Voor de rest heeft men alle reden om tevreden te zijn met de loyale verklaringen van de Duitse onder-minister, die nu, officieel, heeft erkend, dat al de relazen omtrent Franse wervers voor het Vreemdenlegioen, die in Duitschland hun „mensch-onteerende, een beschaafd volk onwaardige praktijken” uitoefenden, op „valse geruchten” waren gegrond.
En men hoopt te Parijs dat, vóórtaan, deze, door den heer Zimmermann als praatjes gekwalificeerde verhalen, achterwege zullen blijven…
Wij hebben zó weinig behoefte aan „racolage” in het buitenland wordt mij, in een goed ingelicht milieu, gezegd dat wij bij voortduring in Frankrijk zelf volk weigeren voor het Vreemdenlegioen, waarvan de numerieke sterkte, begrijpelijkerwijze, beperkt is. Nous refusons du mondt’!
Verbeeld u dat wij in den vreemde zouden gaan zoeken met het vooruitzicht van allerlei onaangenaamheden en verwikkelingen! wat wij in ons eigen land vijfmaal op de 10 van de hand wijzen. Quelle invraisemblable sottise!
Het doet ons genoegende onwaarheid van dit belachelijke sprookje nu eens officieel te horen constateren door de Duitsche regering. Het spreekt wel van zélf, niet waar?, dat de heer Zimmermann niet zou hebben nagelaten om, indien ook maar een enkelen keer de authenticiteit gebleken was van een, door de Duitsche pers gesignaleerd, geval van „racolage” voor het Legioen, dit in de budget-commissie te zeggen. C’est été son droit et même son devoir!
Maar hij heeft het tegendeel verklaard, et pour cause: „Geregeld (regelmassig)” bleken de krantenverhalen omtrent werving voor het Vreemdenlegioen in Duitschland, „op valse geruchten gegrond” te zijn. Door zijn opmerkingen dat „die Wirkung öffentlicher Warnungen” tegen het Legioen ‘hem „twijfelachtig” voorkwam, heeft de heer Zimmermann impliciet de methoden afgekeurd van hen die, door theater-voorstellingen en dergelijke middelen, stemming pogen te maken tegen het Vreemdenlegioen en daardoor, noodzakelijkerwijze, tegen Frankrijk

Der Fremdenlegionär
Leiden und Abenteuer eines Deutschen in der Fremdenlegion in 5 Akten
[SKD Museum]

Het doet ons oprecht genoegen te constateren, dat dit soort propaganda niet wordt goedgekeurd door de verantwoordelijke Duitsche regeeringspersonen.

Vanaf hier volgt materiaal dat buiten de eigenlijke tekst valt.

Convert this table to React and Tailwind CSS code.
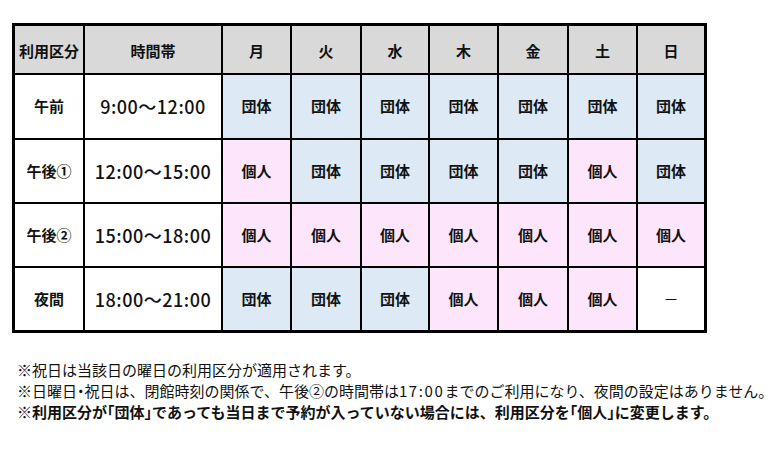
const days = ["月", "火", "水", "木", "金", "土", "日"];

const rows = [
  { label: "午前", time: "9:00～12:00", cells: ["団体", "団体", "団体", "団体", "団体", "団体", "団体"] },
  { label: "午後①", time: "12:00～15:00", cells: ["個人", "団体", "団体", "団体", "団体", "個人", "団体"] },
  { label: "午後②", time: "15:00～18:00", cells: ["個人", "個人", "個人", "個人", "個人", "個人", "個人"] },
  { label: "夜間", time: "18:00～21:00", cells: ["団体", "団体", "団体", "個人", "個人", "個人", "－"] },
];

const cellBg = {
  団体: "bg-[#ddeaf6]",
  個人: "bg-[#fde6fb]",
  "－": "bg-white",
};

const font = { fontFamily: '"Noto Sans CJK JP", "Noto Sans", sans-serif' };

// half-width punctuation, as in the reference notes
function H({ children }) {
  return <span className="[font-feature-settings:'halt']">{children}</span>;
}

export default function App() {
  return (
    <div className="w-[777px] h-[454px] bg-white text-[#111]" style={font}>
      <div className="pt-[23px] pl-[12px]">
        <div className="inline-grid grid-cols-[68px_136px_67px_68px_66px_67px_68px_67px_66px] grid-rows-[47px_63px_62px_62px_62px] gap-[2px] bg-black border-[3px] border-black">
          <div className="bg-[#d9d9d9] flex items-center justify-center text-[15px] font-bold pt-[4px]">
            利用区分
          </div>
          <div className="bg-[#d9d9d9] flex items-center justify-center text-[15px] font-bold pt-[4px]">
            時間帯
          </div>
          {days.map((d) => (
            <div
              key={d}
              className="bg-[#d9d9d9] flex items-center justify-center text-[15px] font-bold pt-[4px]"
            >
              {d}
            </div>
          ))}
          {rows.map((r) => (
            <>
              <div
                key={r.label}
                className="bg-white flex items-center justify-center text-[15px] font-bold"
              >
                {r.label}
              </div>
              <div className="bg-white flex items-center justify-center text-[18px] font-medium tracking-[0.5px]">
                {r.time}
              </div>
              {r.cells.map((c, i) => (
                <div
                  key={r.label + i}
                  className={`${cellBg[c]} flex items-center justify-center text-[15px] ${
                    c === "－" ? "font-normal" : "font-bold"
                  }`}
                >
                  {c}
                </div>
              ))}
            </>
          ))}
        </div>
      </div>
      <div className="pl-[17px] pt-[26px] text-[15px] leading-[21px] whitespace-nowrap">
        <p>※祝日は当該日の曜日の利用区分が適用されます。</p>
        <p>
          ※日曜日<H>・</H>祝日は、閉館時刻の関係で、午後②の時間帯は
          <span className="tracking-[1.6px]">17:00</span>
          までのご利用になり、夜間の設定はありません。
        </p>
        <p className="font-bold">
          ※利用区分が<H>「</H>団体<H>」</H>であっても当日まで予約が入っていない場合には、利用区分を<H>「</H>個人<H>」</H>に変更します。
        </p>
      </div>
    </div>
  );
}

Verwonderen doet het ons te meer dat, 24 uur na deze loyale verklaringen van den onder-secretaris van Staat, Duitsche officieren in uniform een toneelvoorstelling van dit genre, in het Berlijnse Eis-Palast gegeven, hebben kunnen bijwonen.
Maar dat, zoals sommige kranten vermelden, de Duitsche militaire autoriteiten soldaten ter beschikking hebben gesteld van de ondernemers dezer vertoning, waarvan een der „tableaux” de executie voorstelt van een Fransch soldaat door Duitsche militairen, dat geloven wij, voorlopig, niet.
Dit zou zo tegenstrijdig zijn, en zo ongehoord (cela serait tellement contradictoire et tellement inoui)”
Tenzij dit is een opmerking die ik in petto maakte tenzij de Duitsche burgerlijke en de Duitsche militaire autoriteiten het onderling niet ééns zijn over sommige aangelegenheden.
In élk geval, een „bon point” voor den heer Zimmermann.